Graduates join student doctor revolution

二月 6, 1998

Melbourne

SHE IS 54 years of age, physically active and has rarely had a day's illness in her life. But, as she confides to a friend at the local gymnasium, she has recently discovered a lump in her breast and is desperately worried. What should she do? Could it be cancer?

The group of medical students look at the television screen on which the woman is explaining the problem to her friend.

In a voice-over, the narrator poses a series of other questions: is a lump in the breast normal or abnormal? What is the breast made up of and how is this related to its function?

The woman is anxious in case the lump is cancerous, but what is cancer? Which cells does cancer affect in the breast?

The queries pour out, challenging the students to tackle an issue they will often meet in general practice in a new, holistic way.

Instead of learning separately about the physiology of the breast in a lecture on anatomy, the nature of cancer in a lesson on cellular biology and how cancer is treated at another, the students are presented with a clinical problem they have to solve.

This is the new doctor training programme at the University of Sydney, which admits good graduates rather than the traditional school-leaver.

Three times a week students meet a tutor in problem-based learning tutorials. They also attend four to five lectures and two clinical science sessions, all related to the same problem. Up to 20 hours are left free on the weekly timetable for learning alone.
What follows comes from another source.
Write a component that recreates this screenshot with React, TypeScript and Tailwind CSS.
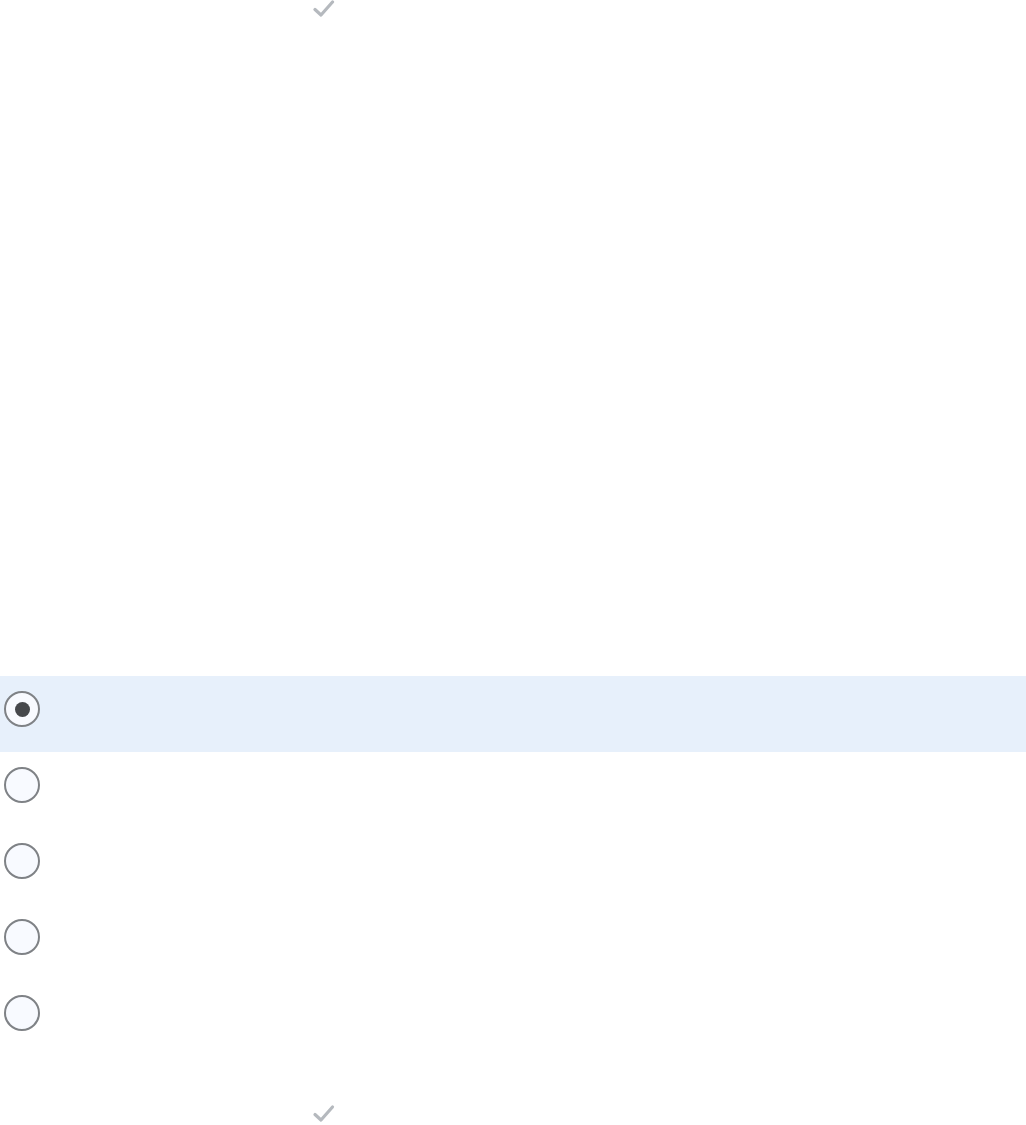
import React from 'react';

const Check = () => (
  <svg width="26" height="22" viewBox="0 0 26 22" className="block">
    <polyline
      points="5,11.5 11,17 22.5,4"
      fill="none"
      stroke="#b5b9be"
      strokeWidth="3.2"
      strokeLinecap="round"
      strokeLinejoin="round"
    />
  </svg>
);

const options = [true, false, false, false, false];

export default function App() {
  return (
    <div className="w-[1026px] h-[1125px] bg-white overflow-hidden flex flex-col">
      <div className="h-[20px] pl-[310px]">
        <div className="-mt-[2px]">
          <Check />
        </div>
      </div>

      <div className="mt-[656px] flex flex-col">
        {options.map((selected, i) => (
          <div
            key={i}
            className={`h-[76px] pt-[15px] pl-[4px] ${selected ? 'bg-[#e7f0fb]' : 'bg-white'}`}
          >
            <div className="w-[36px] h-[36px] rounded-full border-2 border-[#7f8286] bg-[#f8faff] flex items-center justify-center">
              {selected && <div className="w-[15px] h-[15px] rounded-full bg-[#46484c]" />}
            </div>
          </div>
        ))}
      </div>

      <div className="mt-[47px] pl-[310px]">
        <Check />
      </div>
    </div>
  );
}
A similar course also began last year at the University of Queensland.

A slow revolution in medical training has spread to half the nation's ten medical schools over 20 years from the University of Newcastle.

Ann Sefton, associate dean in charge of curriculum development at Sydney's faculty of medicine, said: "People have almost forgotten that Newcastle was the first."

"Although it did not decide to admit only graduates, they were the first to change the system by which students got into medicine and the way they learned thereafter."

Sydney's medical faculty decided to switch to graduate entry in 1991 but it took another six years of planning to complete the radical redesign of the curriculum. The first class of 143 graduates was admitted last year - out of more than 400 applicants from across Australia.

Graduates have to sit a common entry test, have very good academic records in their first degree, and undergo a lengthy interview.

Those enrolled are an older and more varied group than the bright school-leavers with their high scores in mathematics and science who used to be admitted.

While a majority have a science or health sciences degree, there are graduates in the arts, economics, physics, pharmacy, plus an optometrist and even a couple of engineers.

They will spend four years in medical school, instead of the six a school-leaver must complete.

At Flinders University, which introduced graduate entry for the first time in Australia in 1996, students have the option of spending their entire third year working alongside a general practitioner in the country.

They meet visiting specialists in rural hospitals and use video-conferencing facilities to take part in tutorials run from Adelaide.

David Prideaux, head of the office of education in the school of medicine, said: "Graduate entry has created a climate for innovation and change. It has enabled us to adopt a different mode of teaching and to bring an integrated curriculum into line with the sort of realities that will confront medical practice in future."

While Melbourne's faculty of medicine decided to make similarly sweeping changes to its course, it also agreed that only a third of this year's intake will be graduates.

Richard Larkins, who has just taken over as dean, said this was because Melbourne feared that if its best students had to wait three years and then compete with others to gain admittance, some might switch to another medical school.

"We hope that by combining graduates and school-leavers we will get the best of both worlds," Professor Larkins said. But he adds that as well as using school results to select students, they will also face a psychometric test, thus, "broadening the base".

Professor Larkins said that there are other problems with graduate entry than a possible loss of school-leavers to competing faculties.

A six-year course, for example, would be clearly inequitable and uncompetitive. Yet a packed four-year course provided little opportunity for students to explore areas in depth or "support oneself with part-time employment and continue with interests outside medicine".

Nevertheless, both groups will face an integrated curriculum: instead of individual subjects such as biochemistry, anatomy or physiology, they will study a series of vertical streams throughout the course with subjects such as the scientific basis of medicine, health and society, clinical skills and professional attitudes and development.

For the school-leaver group, the faculty decided to incorporate a year between the fifth and eighth semesters where they will select from a range of options, all including a minimum of one-third research but some comprising all research.

Professor Larkins said that this will allow students to explore an area of interest in depth and to develop the rigours of research methodology.

Australia's first bachelor of medicine degree was awarded at Melbourne University in 1862. The bachelor of surgery was added in 1879. Now the bachelors has been scrapped but the students who complete the new year of medical science will receive a degree at that point.

"This will allow a potential exit with a qualification and dignity for those who decide at this point that medicine is not for them," Professor Larkins said.